Thanks for digging up the screenshot. Exploring contextualize word embeddings is truly fascinating. And thanks for sharing your experience!

You are not rambling. Thanks for sharing.
I just want to say I absolutely love the name and logo. Brings back some fond memories of an incredibly hard game from once upon a time...

Having said that, IANAL, but I find it unlikely that the use of a dolphin and the word Ecco together are not trademarked, so you may want to check on that before someone bugs you about it

"Ecco the Dolphin" is a game for Sega consoles. https://en.wikipedia.org/wiki/Ecco_the_Dolphin
Yes, that's precisely what I meant
This is fantastic, I used your earlier transformers article to first get a real grasp on the architecture. I hope you expand this to accommodate other modes of attention outside of transformers paradigm as well!
Wonderful! Thanks!

I am curious about those recent O(L) attention transformers (see slide 106 of http://gabrielilharco.com/publications/EMNLP_2020_Tutorial__...). If these methods are converging towards a new self-attention mechanism, I'd love to try illustrating that.
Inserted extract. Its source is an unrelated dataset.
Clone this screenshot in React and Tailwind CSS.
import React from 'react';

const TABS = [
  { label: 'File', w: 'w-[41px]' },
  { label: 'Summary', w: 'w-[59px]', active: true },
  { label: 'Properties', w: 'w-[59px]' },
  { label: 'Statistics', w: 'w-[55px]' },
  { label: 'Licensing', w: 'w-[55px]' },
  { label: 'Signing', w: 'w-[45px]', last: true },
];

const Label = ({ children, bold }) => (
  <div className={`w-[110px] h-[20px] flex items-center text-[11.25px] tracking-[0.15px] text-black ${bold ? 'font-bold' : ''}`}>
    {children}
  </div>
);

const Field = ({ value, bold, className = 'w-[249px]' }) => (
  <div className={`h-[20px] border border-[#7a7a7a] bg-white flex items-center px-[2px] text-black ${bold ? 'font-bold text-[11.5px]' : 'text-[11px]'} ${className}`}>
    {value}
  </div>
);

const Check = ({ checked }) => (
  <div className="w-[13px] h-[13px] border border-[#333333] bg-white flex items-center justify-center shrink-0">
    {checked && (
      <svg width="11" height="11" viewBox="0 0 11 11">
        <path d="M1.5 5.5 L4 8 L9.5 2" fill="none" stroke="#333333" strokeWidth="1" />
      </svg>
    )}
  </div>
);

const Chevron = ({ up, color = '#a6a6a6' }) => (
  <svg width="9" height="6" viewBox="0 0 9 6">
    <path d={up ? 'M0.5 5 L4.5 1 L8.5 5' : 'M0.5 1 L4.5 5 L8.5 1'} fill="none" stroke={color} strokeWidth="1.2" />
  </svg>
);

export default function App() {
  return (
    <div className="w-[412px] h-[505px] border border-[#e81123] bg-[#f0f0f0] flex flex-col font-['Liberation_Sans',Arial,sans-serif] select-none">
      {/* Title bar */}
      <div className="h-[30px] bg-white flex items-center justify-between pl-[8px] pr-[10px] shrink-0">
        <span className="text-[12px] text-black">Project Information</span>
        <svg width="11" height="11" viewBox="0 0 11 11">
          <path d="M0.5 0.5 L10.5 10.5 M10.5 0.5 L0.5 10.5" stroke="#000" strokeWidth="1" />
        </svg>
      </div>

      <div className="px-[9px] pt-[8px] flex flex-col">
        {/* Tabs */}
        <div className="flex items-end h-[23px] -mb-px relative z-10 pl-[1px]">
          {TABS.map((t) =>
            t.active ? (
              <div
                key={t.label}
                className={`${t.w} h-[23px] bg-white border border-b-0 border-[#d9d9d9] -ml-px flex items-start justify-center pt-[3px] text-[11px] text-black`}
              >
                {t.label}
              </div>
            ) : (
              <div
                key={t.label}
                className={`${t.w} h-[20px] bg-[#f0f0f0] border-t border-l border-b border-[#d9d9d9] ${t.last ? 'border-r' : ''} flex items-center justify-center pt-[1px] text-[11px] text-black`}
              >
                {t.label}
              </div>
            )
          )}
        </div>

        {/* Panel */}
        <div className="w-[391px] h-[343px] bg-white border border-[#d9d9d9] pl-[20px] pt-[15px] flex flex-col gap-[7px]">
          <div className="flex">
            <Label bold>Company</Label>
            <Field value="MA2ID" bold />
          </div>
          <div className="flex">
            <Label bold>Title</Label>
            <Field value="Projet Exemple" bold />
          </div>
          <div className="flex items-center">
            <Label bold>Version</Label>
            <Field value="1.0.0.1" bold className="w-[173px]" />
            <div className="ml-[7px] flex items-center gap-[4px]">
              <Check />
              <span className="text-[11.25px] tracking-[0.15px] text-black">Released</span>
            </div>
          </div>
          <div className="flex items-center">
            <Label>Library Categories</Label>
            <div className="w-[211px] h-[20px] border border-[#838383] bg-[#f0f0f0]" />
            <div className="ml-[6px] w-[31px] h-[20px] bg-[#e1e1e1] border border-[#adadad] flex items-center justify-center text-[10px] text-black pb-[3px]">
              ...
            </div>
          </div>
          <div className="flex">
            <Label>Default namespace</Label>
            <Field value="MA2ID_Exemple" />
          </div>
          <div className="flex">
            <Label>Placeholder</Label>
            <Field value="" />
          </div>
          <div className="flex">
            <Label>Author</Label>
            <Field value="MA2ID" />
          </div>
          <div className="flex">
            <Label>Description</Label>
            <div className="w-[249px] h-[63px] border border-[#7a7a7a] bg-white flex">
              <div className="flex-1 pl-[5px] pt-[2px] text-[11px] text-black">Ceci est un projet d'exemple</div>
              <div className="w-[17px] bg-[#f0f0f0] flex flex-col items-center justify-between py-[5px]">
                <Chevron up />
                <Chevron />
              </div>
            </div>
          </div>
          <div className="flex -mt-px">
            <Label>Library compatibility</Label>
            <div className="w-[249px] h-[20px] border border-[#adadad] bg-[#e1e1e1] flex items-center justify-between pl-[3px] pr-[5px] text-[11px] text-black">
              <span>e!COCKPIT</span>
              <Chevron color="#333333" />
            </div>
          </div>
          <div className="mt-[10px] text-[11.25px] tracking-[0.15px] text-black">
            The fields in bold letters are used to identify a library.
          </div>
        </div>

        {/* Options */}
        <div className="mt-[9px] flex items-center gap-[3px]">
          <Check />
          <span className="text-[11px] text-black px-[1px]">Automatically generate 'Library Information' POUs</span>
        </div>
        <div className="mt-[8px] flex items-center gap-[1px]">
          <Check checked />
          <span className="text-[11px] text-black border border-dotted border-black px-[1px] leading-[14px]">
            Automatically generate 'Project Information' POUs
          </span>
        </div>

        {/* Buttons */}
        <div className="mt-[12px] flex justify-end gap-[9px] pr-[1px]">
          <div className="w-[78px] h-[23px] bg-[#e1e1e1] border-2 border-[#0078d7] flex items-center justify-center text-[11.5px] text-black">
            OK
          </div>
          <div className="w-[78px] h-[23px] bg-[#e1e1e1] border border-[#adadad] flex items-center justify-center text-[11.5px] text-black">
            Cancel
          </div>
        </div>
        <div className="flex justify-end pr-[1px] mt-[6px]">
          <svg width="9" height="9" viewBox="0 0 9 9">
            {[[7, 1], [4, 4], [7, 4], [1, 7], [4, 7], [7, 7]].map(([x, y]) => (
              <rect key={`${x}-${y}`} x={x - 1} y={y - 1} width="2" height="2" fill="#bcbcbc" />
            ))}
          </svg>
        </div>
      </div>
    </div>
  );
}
What other attention modes are you referring to? Did something in particular catch your attention?

Personally, I implemented this just yesterday.

https://arxiv.org/pdf/1703.03130.pdf

It's a bit older now but I was looking for a self attention method without resorting to a transformer model and this proposed an interesting implementation that wound up being very successful for my problem case.